GIVEN EXERCISE → Find the string "index" and gather every line that holds it.

** START OF DATASET EXCERPT **

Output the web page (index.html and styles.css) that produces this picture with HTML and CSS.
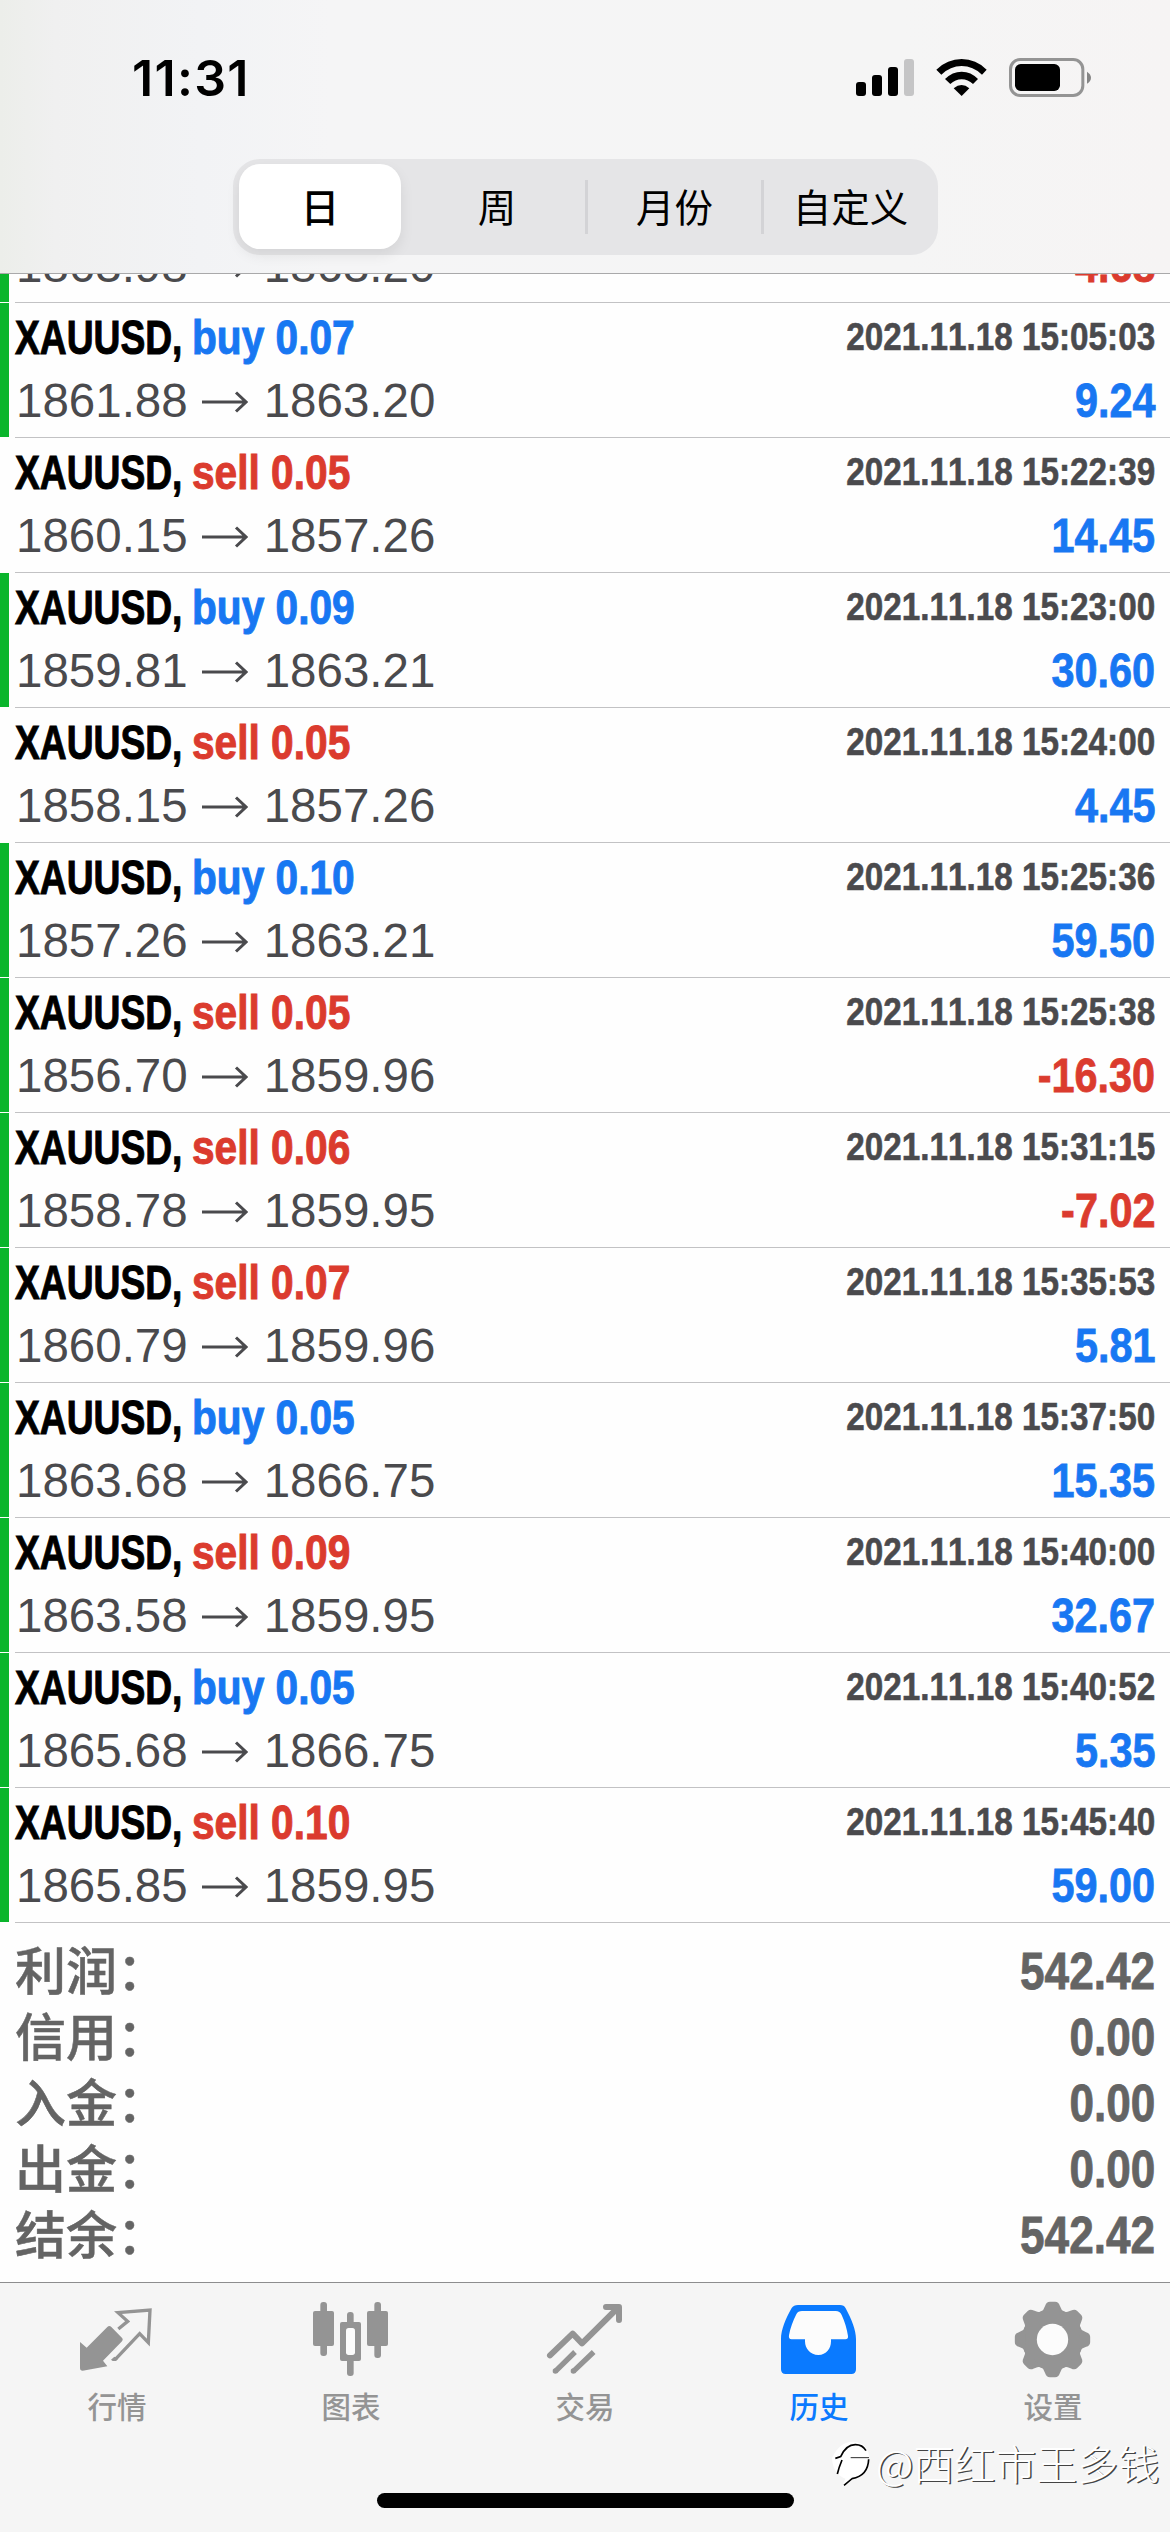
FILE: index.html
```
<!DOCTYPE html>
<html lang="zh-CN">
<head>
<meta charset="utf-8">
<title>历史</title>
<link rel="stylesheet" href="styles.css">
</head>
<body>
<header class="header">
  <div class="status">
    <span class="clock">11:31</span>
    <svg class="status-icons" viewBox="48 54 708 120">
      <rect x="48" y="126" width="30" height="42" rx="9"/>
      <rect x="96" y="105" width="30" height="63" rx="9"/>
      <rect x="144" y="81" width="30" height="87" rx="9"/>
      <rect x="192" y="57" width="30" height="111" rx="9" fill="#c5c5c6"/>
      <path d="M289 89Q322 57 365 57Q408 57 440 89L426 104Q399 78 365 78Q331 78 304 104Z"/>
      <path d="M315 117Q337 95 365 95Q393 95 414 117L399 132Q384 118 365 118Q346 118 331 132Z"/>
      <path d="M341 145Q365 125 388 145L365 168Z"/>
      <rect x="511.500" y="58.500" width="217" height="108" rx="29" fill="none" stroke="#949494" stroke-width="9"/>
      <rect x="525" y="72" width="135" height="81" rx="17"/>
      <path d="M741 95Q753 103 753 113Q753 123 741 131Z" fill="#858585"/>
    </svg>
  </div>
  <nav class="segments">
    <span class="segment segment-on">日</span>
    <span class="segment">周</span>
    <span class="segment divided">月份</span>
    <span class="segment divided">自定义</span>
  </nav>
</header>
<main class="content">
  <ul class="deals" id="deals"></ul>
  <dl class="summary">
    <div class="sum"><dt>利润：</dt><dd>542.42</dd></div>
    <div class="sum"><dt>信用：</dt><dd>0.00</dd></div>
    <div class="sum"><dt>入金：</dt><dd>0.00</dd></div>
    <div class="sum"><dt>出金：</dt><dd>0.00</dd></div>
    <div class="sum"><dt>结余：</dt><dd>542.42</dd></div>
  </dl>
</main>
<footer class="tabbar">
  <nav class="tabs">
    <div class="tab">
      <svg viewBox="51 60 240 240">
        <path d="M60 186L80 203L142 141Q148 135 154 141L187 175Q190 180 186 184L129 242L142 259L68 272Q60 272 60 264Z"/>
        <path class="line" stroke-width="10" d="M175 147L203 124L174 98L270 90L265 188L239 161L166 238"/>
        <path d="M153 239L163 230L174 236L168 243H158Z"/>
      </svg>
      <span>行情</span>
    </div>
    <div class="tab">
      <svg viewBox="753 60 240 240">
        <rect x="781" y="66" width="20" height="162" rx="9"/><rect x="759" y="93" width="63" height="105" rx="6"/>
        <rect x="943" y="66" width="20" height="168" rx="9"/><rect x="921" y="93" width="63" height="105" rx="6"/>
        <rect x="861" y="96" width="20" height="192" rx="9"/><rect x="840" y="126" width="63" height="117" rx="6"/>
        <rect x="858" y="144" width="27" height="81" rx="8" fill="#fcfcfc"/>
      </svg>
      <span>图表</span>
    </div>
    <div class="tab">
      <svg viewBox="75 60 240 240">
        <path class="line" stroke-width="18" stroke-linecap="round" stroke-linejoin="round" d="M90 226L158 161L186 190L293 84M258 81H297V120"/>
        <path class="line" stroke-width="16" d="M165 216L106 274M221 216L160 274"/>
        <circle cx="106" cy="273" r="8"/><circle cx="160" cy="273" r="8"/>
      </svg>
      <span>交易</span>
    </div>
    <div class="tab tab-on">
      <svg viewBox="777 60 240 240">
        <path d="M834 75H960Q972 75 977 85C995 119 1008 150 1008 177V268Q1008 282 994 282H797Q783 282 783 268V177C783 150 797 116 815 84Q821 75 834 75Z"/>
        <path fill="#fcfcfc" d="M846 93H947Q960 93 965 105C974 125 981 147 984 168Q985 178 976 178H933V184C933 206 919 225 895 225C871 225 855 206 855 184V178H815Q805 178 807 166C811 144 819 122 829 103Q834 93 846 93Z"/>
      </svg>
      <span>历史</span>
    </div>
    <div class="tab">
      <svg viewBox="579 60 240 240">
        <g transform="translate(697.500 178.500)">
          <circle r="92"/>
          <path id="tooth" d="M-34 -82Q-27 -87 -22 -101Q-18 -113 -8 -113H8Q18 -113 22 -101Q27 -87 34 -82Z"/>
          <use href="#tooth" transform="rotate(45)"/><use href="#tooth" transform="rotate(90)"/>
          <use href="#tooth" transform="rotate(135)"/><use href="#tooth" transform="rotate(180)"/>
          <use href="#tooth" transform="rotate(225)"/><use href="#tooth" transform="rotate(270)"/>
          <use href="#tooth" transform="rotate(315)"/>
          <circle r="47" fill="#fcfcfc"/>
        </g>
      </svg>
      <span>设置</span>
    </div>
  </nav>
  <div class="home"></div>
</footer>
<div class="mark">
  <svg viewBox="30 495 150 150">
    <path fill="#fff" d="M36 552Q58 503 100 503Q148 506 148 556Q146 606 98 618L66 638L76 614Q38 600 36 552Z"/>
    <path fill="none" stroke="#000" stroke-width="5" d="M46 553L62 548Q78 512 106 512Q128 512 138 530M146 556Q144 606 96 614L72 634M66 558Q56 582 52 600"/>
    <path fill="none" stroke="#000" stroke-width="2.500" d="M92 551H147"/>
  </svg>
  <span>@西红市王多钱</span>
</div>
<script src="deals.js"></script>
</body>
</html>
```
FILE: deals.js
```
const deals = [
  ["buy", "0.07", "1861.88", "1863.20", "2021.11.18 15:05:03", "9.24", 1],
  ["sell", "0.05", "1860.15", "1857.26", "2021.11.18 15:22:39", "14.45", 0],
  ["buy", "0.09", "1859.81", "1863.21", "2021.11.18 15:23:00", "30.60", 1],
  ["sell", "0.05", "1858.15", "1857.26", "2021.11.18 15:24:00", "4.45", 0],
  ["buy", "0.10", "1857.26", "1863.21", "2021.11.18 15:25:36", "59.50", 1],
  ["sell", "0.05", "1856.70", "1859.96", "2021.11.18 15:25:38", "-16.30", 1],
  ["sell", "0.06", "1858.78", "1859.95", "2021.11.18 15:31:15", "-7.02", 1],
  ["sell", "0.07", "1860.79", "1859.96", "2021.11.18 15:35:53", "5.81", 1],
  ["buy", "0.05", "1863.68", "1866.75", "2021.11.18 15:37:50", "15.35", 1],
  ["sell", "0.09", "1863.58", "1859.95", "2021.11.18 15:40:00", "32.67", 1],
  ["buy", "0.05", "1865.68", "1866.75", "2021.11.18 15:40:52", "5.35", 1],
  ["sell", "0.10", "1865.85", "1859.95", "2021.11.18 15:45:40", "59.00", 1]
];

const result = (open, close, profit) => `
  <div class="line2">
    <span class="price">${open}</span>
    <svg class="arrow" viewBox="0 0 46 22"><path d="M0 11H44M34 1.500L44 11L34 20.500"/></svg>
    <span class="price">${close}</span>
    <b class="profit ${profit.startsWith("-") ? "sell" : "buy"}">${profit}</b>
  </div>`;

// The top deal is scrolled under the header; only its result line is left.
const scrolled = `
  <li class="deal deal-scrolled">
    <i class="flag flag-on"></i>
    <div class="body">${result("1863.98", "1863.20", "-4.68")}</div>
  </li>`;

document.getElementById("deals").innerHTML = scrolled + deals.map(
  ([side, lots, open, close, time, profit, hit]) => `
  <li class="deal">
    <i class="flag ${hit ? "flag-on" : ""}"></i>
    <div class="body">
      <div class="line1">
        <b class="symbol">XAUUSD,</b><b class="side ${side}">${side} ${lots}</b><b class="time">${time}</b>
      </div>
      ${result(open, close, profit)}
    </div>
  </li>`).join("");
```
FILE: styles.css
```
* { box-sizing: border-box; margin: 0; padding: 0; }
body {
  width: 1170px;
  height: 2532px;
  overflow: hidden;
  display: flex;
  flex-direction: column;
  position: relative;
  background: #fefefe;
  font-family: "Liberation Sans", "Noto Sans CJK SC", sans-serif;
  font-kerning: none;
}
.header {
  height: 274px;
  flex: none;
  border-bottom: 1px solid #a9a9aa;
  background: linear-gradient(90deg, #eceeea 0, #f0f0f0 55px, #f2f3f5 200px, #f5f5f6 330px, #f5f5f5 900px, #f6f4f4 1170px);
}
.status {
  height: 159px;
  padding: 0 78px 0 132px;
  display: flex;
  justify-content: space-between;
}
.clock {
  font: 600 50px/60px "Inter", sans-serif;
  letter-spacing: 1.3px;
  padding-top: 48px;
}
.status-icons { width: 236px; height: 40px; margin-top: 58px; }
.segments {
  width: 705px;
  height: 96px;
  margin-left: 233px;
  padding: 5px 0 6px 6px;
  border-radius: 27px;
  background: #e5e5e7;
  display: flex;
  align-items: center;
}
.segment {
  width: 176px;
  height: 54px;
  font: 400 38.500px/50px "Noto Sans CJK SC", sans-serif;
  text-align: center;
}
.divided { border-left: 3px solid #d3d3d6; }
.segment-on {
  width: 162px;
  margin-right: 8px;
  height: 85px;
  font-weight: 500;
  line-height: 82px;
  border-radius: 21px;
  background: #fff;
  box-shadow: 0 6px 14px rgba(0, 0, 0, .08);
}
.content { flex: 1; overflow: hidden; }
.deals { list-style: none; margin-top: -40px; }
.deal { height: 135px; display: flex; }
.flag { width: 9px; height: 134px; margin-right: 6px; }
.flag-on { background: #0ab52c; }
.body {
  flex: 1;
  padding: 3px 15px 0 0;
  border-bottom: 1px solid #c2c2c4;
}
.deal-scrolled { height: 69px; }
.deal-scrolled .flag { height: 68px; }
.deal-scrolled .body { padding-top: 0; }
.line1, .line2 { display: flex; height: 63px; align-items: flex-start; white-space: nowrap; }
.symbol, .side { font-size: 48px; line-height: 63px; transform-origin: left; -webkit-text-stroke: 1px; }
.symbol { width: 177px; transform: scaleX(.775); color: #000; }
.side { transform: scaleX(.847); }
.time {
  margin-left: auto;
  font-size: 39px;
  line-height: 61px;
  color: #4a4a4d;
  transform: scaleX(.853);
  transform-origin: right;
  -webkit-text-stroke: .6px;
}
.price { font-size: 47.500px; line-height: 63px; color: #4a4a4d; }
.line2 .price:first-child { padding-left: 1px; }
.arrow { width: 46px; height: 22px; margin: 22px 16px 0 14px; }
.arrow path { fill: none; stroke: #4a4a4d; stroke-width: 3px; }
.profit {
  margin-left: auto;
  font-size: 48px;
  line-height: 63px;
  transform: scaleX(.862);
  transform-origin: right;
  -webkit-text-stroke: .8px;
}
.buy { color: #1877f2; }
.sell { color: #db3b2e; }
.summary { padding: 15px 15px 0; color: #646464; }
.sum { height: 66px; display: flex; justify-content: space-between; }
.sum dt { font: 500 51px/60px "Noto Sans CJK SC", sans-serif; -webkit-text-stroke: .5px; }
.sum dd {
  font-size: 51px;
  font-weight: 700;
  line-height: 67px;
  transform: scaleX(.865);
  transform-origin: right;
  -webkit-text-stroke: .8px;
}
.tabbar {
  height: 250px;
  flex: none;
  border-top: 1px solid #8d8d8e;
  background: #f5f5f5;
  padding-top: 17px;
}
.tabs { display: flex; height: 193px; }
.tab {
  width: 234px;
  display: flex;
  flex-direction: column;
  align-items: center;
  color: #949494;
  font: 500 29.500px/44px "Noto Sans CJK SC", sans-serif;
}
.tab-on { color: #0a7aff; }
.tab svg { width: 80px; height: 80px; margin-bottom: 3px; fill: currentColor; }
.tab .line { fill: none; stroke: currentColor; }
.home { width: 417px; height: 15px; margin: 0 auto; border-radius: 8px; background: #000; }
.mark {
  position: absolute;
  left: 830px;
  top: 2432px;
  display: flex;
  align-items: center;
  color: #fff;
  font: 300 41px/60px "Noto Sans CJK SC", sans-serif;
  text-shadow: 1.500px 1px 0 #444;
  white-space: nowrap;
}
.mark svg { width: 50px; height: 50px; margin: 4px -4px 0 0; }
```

** END OF DATASET EXCERPT **

SOLUTION TO THIS PROBLEM →
Output the web page (index.html and styles.css) that produces this picture with HTML and CSS.
FILE: index.html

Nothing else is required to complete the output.